Many enclosed systems powered by external alternating current wiring are also shielded from EMI by the incorporation of internal shields. As one example, a metal cabinet housing which encloses the system may be designed to function as a shield. However, metal housings are often too expensive or heavy for portable applications. To avoid some of the weight and expense, the inside of a molded plastic housing may be coated with a thin metal film. Sometimes metal-filled paints are applied to the housing. If cost permits, metal-filled plastic is sometimes used to form the housing. In most cases these different types of shields are connected to ground potential. Any break in the shield will form an aperture through which radiation will emit. Thus, great care is taken to use conductive gaskets to seal access areas. Also within housings, a conductive metal screening may be inserted in the air flow path of a fan-powered cooling system to help reduce radiated emissions from the cooling or exhaust port.
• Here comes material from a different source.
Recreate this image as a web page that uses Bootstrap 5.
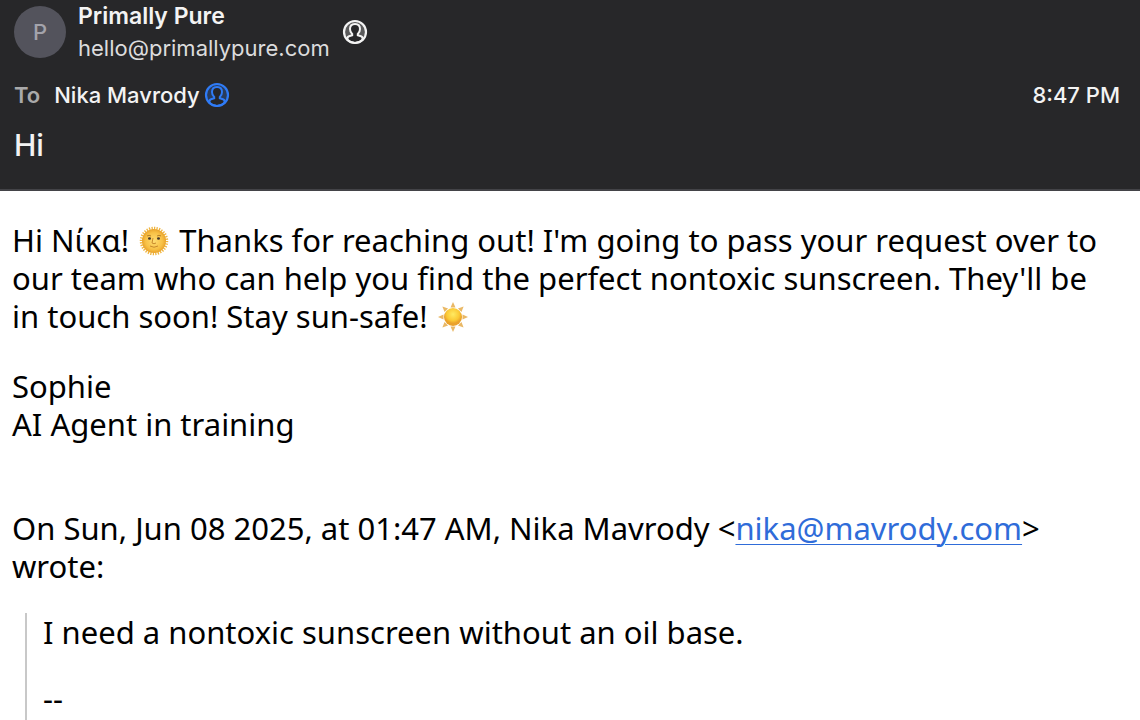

A common feature of these and other prior art EMI shielding methods is that the prior art methods are attempt to shield EMI in a broad sense using an "all-encompassing" shield material. However, such broad approaches are not sufficiently effective. As an example, a metal housing may shield the enclosed electronic devices from various E-field components of EMI, but not H-field components. Accordingly, an alternative shielding method which more specifically targets shielding of particular EMI frequency ranges would be welcome. Particularly, such a method should effectively prevent radiative emissions and protect system components from a selected spectrum of impinging electromagnetic radiation without significant additions to system size, mass, or cost. Fulfilling this need is a growing concern as portable electronics and communications become increasingly popular.